French Parliament Votes to Ban Signs of Faith

France's National Assembly voted overwhelmingly Tuesday to banish religious emblems from state schools, a measure meant to keep tensions between Muslim and Jewish minorities out of public classrooms.

Deputies voted 494 to 36 to ban Muslim headscarves, Jewish skullcaps and large Christian crosses and to expel pupils who insisted on wearing them. It will not apply to private schools.

The government says the ban does not single out any religion, but cabinet ministers acknowledge its main targets are the Islamic headscarves and anti-Semitic remarks from Muslim pupils that teachers say have become more frequent.

"After this debate and the magnitude of this vote, both the republic and its secularism have been reinforced," Prime Minister Jean-Pierre Raffarin told deputies.

"What is at issue here is the clear affirmation that public school is a place for learning and not for militant activity or proselytism," Assembly Speaker Jean-Louis Debre said.

It was the first reading of the bill, which must go to the Senate and then back to the National Assembly for final approval in mid-March, which now should be just a formality.

The key passage of the law, which schools would apply from September, reads: "In primary and secondary state schools, wearing signs and clothes that conspicuously display the pupil's religious affiliation is forbidden."

"This will not solve the problem," said Lhaj Thami Breze, president of the large Union of French Islamic Organizations (UOIF). "Who will decide what's conspicuous and what's not?"

He said the UOIF would urge schoolgirls to opt for discrete head coverings such as bandannas or caps and hoped these would be accepted at school. "It's unfortunate that the whole nation is so preoccupied with a simple piece of cloth," he remarked.

Nicholas Perruchot, a centrist UDF deputy who voted against the bill, said: "The law will not be applicable and the disputes will not diminish."

The ban has wide public support in France, which has the largest Muslim and Jewish minorities in western Europe.

Leaders of France's 5 million Muslims denounce it as discriminatory and likely to stigmatize veiled schoolgirls. It has provoked criticism from Muslim and Christian leaders abroad, including Pope John Paul II.

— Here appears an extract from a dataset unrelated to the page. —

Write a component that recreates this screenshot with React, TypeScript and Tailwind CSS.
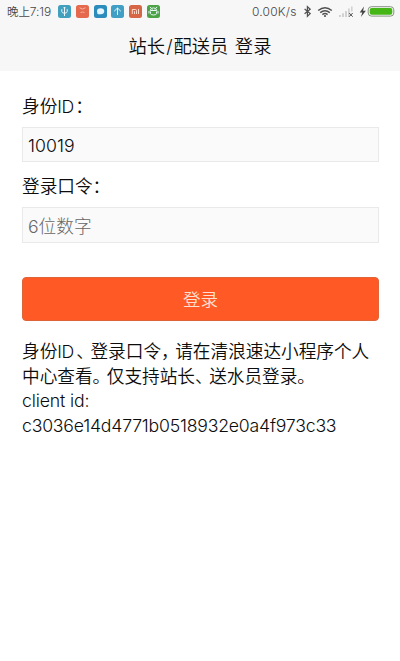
import type { ReactNode } from "react";

const cjk = "font-['Inter','Noto_Sans_CJK_SC',sans-serif]";

function Mark({ children }: { children: ReactNode }) {
  return <span className="inline-block w-[14.2px] [font-feature-settings:'halt']">{children}</span>;
}

function Tile({ color, children }: { color: string; children: ReactNode }) {
  return (
    <span className={`flex size-[13px] items-center justify-center rounded-[2.5px] ${color}`}>
      <svg viewBox="0 0 13 13" className="size-[13px]" fill="none" stroke="#e9f5f8" strokeWidth="1">
        {children}
      </svg>
    </span>
  );
}

function StatusBar() {
  return (
    <div className="flex h-[23px] items-center pl-[7px] pr-[5px] font-[350] text-[#484848]">
      <span className="w-[51px] whitespace-nowrap pt-px text-[11.5px] leading-none tracking-[-0.1px]">
        晚上<span className="text-[12px]">7:19</span>
      </span>
      <div className="flex gap-[4.8px]">
        <Tile color="bg-[#429fbe]">
          <path d="M6.5 2v9M3.8 4.2v2.3q0 1.5 2.7 1.8q2.7-.3 2.7-1.8V4.2M5.5 3.2l1-1.2 1 1.2" />
        </Tile>
        <Tile color="bg-[#e5694c]">
          <path d="M3.5 2.8q3 2.5 6 0M4.5 7.5q2-1 4 0" stroke="#f7b39c" />
        </Tile>
        <Tile color="bg-[#2c8dbd]">
          <ellipse cx="6.6" cy="6.3" rx="3.6" ry="3" fill="#e4f5ff" stroke="none" />
          <path d="M3.4 8.3l2 .8" />
        </Tile>
        <Tile color="bg-[#419fc6]">
          <path d="M6.5 10V3M3.2 6.2L6.5 3l3.3 3.2" />
        </Tile>
        <Tile color="bg-[#d76646]">
          <path d="M3.3 9V4.5h3.2q1 0 1 1V9M5.5 6.3V9M9.5 4v5" stroke="#ffd8c8" />
        </Tile>
        <Tile color="bg-[#4ba345]">
          <path d="M3.3 5.5a3.2 2.6 0 0 1 6.4 0zM3.5 6.5v2q0 1.5 3 1.5t3-1.5v-2M4 3L3 1.8M9 3l1-1.2M2 6v2.5M11 6v2.5M5 4.5h.5M7.7 4.5h.5" />
        </Tile>
      </div>
      <span className="ml-auto w-[49px] whitespace-nowrap text-[12px] leading-none tracking-[0.2px]">0.00K/s</span>
      <svg className="h-[13px] w-[94px]" viewBox="0 0 94 13" fill="none">
        <path d="M3.6 4l5.6 4.6L6.4 11.3V1.7l2.8 2.5L3.6 8.8" stroke="#505050" strokeWidth="1.2" />
        <g stroke="#505050" strokeWidth="1.5">
          <path d="M17.2 5.5q6.8-5.6 13.6 0" />
          <path d="M19.2 7.6q4.8-3.8 9.6 0" />
          <path d="M21.4 9.6q2.6-2 5.2 0" />
        </g>
        <circle cx="24" cy="11" r="1.1" fill="#505050" />
        <g fill="#d2d2d2">
          <path d="M38 10h2v2h-2zM41 8.3h2V12h-2zM44 6h2v6h-2zM47 3.6h1.8V12H47zM50 1.5h1.6v5H50z" />
        </g>
        <path d="M48.2 8l3.5 3.7M51.7 8l-3.5 3.7" stroke="#505050" strokeWidth="1" />
        <path d="M63 1.5l-4.3 6h2.6l-1.4 4.5 5-6.2h-2.8z" fill="#454545" />
        <rect x="67.2" y="1.7" width="25.6" height="9.4" rx="3.2" stroke="#85947f" />
        <rect x="68.7" y="3" width="22.6" height="6.8" rx="2" fill="#46b617" />
      </svg>
    </div>
  );
}

export default function App() {
  return (
    <div className={`h-[661px] w-[400px] overflow-hidden bg-white text-[17.65px] font-[350] text-[#0c0c0c] ${cjk}`}>
      <header className="h-[71px] bg-[#f7f7f7]">
        <StatusBar />
        <h1 className="flex h-[46px] items-center justify-center whitespace-pre text-[18.3px] leading-none font-[350]">
          <span>站长<span className="mx-[1px]">/</span>配送员<span className="inline-block w-[6.5px]"> </span>登录</span>
        </h1>
      </header>
      <main className="px-[22px] pt-[24px]">
        <label className="block h-[32px] whitespace-nowrap leading-[23px]">
          身份<span className="inline-block w-[18px] font-[350] tracking-[-0.3px]">ID</span>：
        </label>
        <div className="flex h-[35px] w-[357px] items-center border border-[#e9e9e9] bg-[#fafafa] pl-[5px] pt-[3px] font-light tracking-[0.1px]">
          10019
        </div>
        <label className="mt-[13px] block h-[32px] whitespace-nowrap leading-[23px]">
          登录口令：
        </label>
        <div className="flex h-[36px] w-[357px] items-center border border-[#e9e9e9] bg-[#fafafa] pl-[5px] pt-[4px] font-light text-[#666]">
          6位数字
        </div>
        <button className="mt-[34px] flex h-[44px] w-[357px] items-center justify-center rounded-[4px] border border-[#df6339] bg-[#ff5a25] pt-[2px] text-[17.5px] font-[350] text-[#ffe0d2]">
          登录
        </button>
        <div className="mt-[19px] whitespace-nowrap leading-[24.5px]">
          <p>
            身份<span className="inline-block w-[19px] tracking-[-0.3px]">ID</span><Mark>、</Mark>登录口令<Mark>，</Mark>请在清浪速达小程序个人
          </p>
          <p>
            中心查看<Mark>。</Mark>仅支持站长<Mark>、</Mark>送水员登录<Mark>。</Mark>
          </p>
          <p className="font-light tracking-[-0.12px]">client id:</p>
          <p className="font-light tracking-[-0.2px]">c3036e14d4771b0518932e0a4f973c33</p>
        </div>
      </main>
    </div>
  );
}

Jewish leaders have been split over the ban, with those in favor seeing it as a bulwark against the militant Islam they see spreading in poor neighborhoods with mixed populations.

Lord Greville Janner, vice-president of the World Jewish Congress, said in London it was a sad decision which "disgracefully punished the entire Muslim population and other religious communities."

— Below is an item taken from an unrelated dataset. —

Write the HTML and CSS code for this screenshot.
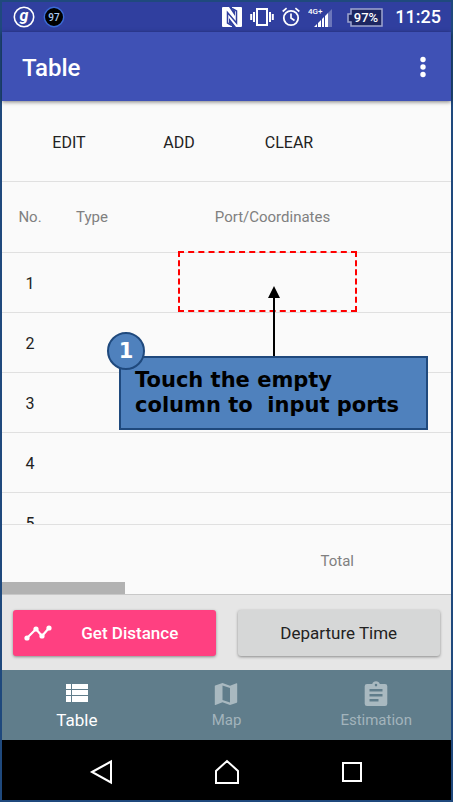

Before the vote, Education Minister Luc Ferry said France had witnessed a "spectacular rise in racism and anti-Semitism in the last three years" and the ban would help to keep classes from dividing into "militant religious communities."

He said the law would also make clear pupils could not object to or skip classes for religious reasons.

Teachers have complained in recent years of problems with Muslim pupils who interrupt history classes to deny the Nazis slaughtered Jews, boycott classes on human reproduction because they are "immodest," or refuse to attend physical education.

It was not clear if France would also ban Sikh turbans, which the country's 5,000 Sikhs say are not religious symbols.

In Kuala Lumpur, about 40 supporters of the fundamentalist Islamic PAS, the biggest opposition party in mainly Muslim Malaysia, protested against the law outside the French embassy chanting "Long live Islam" and "Crush the infidels."